The 8-K says that one patient received a dose of RE-024 on May 21, 2014, and that two months later a second patient began being treated with the drug.
Prosecutors, in their sentencing memo Tuesday, said that "by the time Shkreli left Retrophin, no pre-clinical work that would qualify for FDA approval had been done to advance" RE-024.
"Ultimately, all steps toward the development for [RE-024] for FDA approval were taken after Shkreli's departure from the company," prosecutors wrote.
Eric Schmidt, a biotech stock analyst at Cowen, told CNBC that while he is not a legal expert, "We often hear of ex-U.S. trials being run all the time that are outside the purview of the FDA."
"I can't recall ever hearing about a study in [Cyprus] and it is possible there is something weird or strange about that territory that might make this instance particularly suspect," Schmidt said.
"But the simple fact that a company has gone outside of the FDA's jurisdiction for the purpose of running a study according to foreign law is not news."

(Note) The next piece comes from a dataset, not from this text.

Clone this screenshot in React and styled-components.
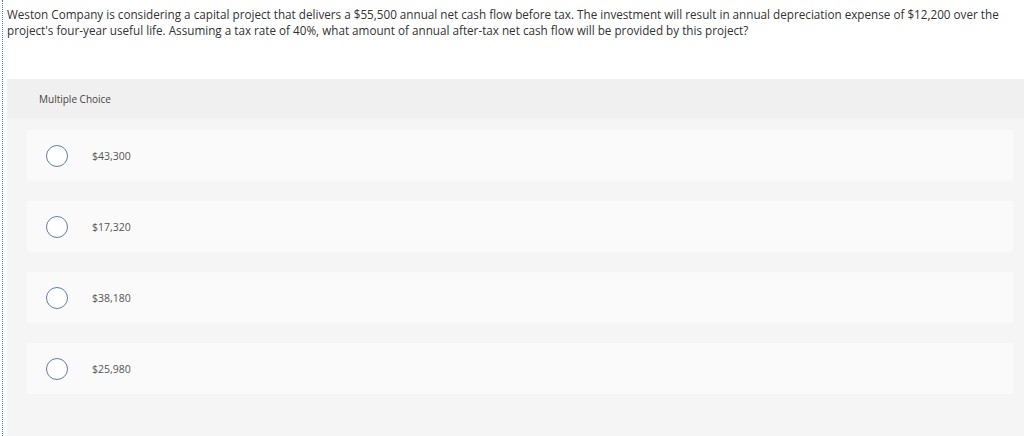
import React from "react";
import styled, { createGlobalStyle } from "styled-components";

const GlobalStyle = createGlobalStyle`
  html, body {
    margin: 0;
    padding: 0;
    background: #ffffff;
  }
  body {
    font-family: "Open Sans", "Liberation Sans", Arial, sans-serif;
  }
`;

const Page = styled.div`
  margin-left: 2px;
  border-left: 1px dotted #3f7fd6;
  min-height: 436px;
  padding-left: 4px;
  box-sizing: border-box;
`;

const Question = styled.p`
  margin: 0;
  padding: 6px 8px 0 0;
  font-size: 11.7px;
  line-height: 16px;
  color: #333333;
  height: 79px;
  box-sizing: border-box;
`;

const Panel = styled.section`
  display: flex;
  flex-direction: column;
  background: #f5f5f5;
  min-height: 357px;
`;

const PanelHeader = styled.div`
  height: 39px;
  background: #f0f0f0;
  display: flex;
  align-items: center;
  padding-left: 32px;
  font-size: 10px;
  color: #444444;
`;

const Choices = styled.div`
  display: flex;
  flex-direction: column;
  gap: 20px;
  padding: 12px 11px 20px 20px;
`;

const Choice = styled.label`
  display: flex;
  align-items: center;
  height: 51px;
  padding-left: 19px;
  background: #fafafa;
  border-radius: 2px;
  cursor: pointer;
`;

const Radio = styled.span`
  width: 22px;
  height: 22px;
  box-sizing: border-box;
  border-radius: 50%;
  border: 1.5px solid #5b81ac;
  background: #ffffff;
  flex-shrink: 0;
`;

const ChoiceText = styled.span`
  margin-left: 24px;
  font-size: 10.5px;
  color: #555555;
`;

const options = ["$43,300", "$17,320", "$38,180", "$25,980"];

const App = () => {
  return (
    <>
      <GlobalStyle />
      <Page>
        <Question>
          Weston Company is considering a capital project that delivers a $55,500 annual net cash flow before tax. The investment will result in annual depreciation expense of $12,200 over the project's four-year useful life. Assuming a tax rate of 40%, what amount of annual after-tax net cash flow will be provided by this project?
        </Question>
        <Panel>
          <PanelHeader>Multiple Choice</PanelHeader>
          <Choices>
            {options.map((o) => (
              <Choice key={o}>
                <Radio />
                <ChoiceText>{o}</ChoiceText>
              </Choice>
            ))}
          </Choices>
        </Panel>
      </Page>
    </>
  );
};

export default App;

Evidence at Shkreli's trial last summer revealed that he used Retrophin stock and cash from the company to pay back investors at two failed hedge funds he had run.
After being booted by Retrophin's board in late 2014, Shkreli launched another drug company, Turing Pharmaceuticals. While at Turing, he gained widespread public notoriety for raising the price of the anti-parasite drug Daraprim by more than 5,000 percent, from $13.50 per pill to $750 per pill.
Daraprim is used to treat a parasitic condition found in pregnant women, infants and people with HIV. Turing since has changed its name to Vyera Pharmaceuticals.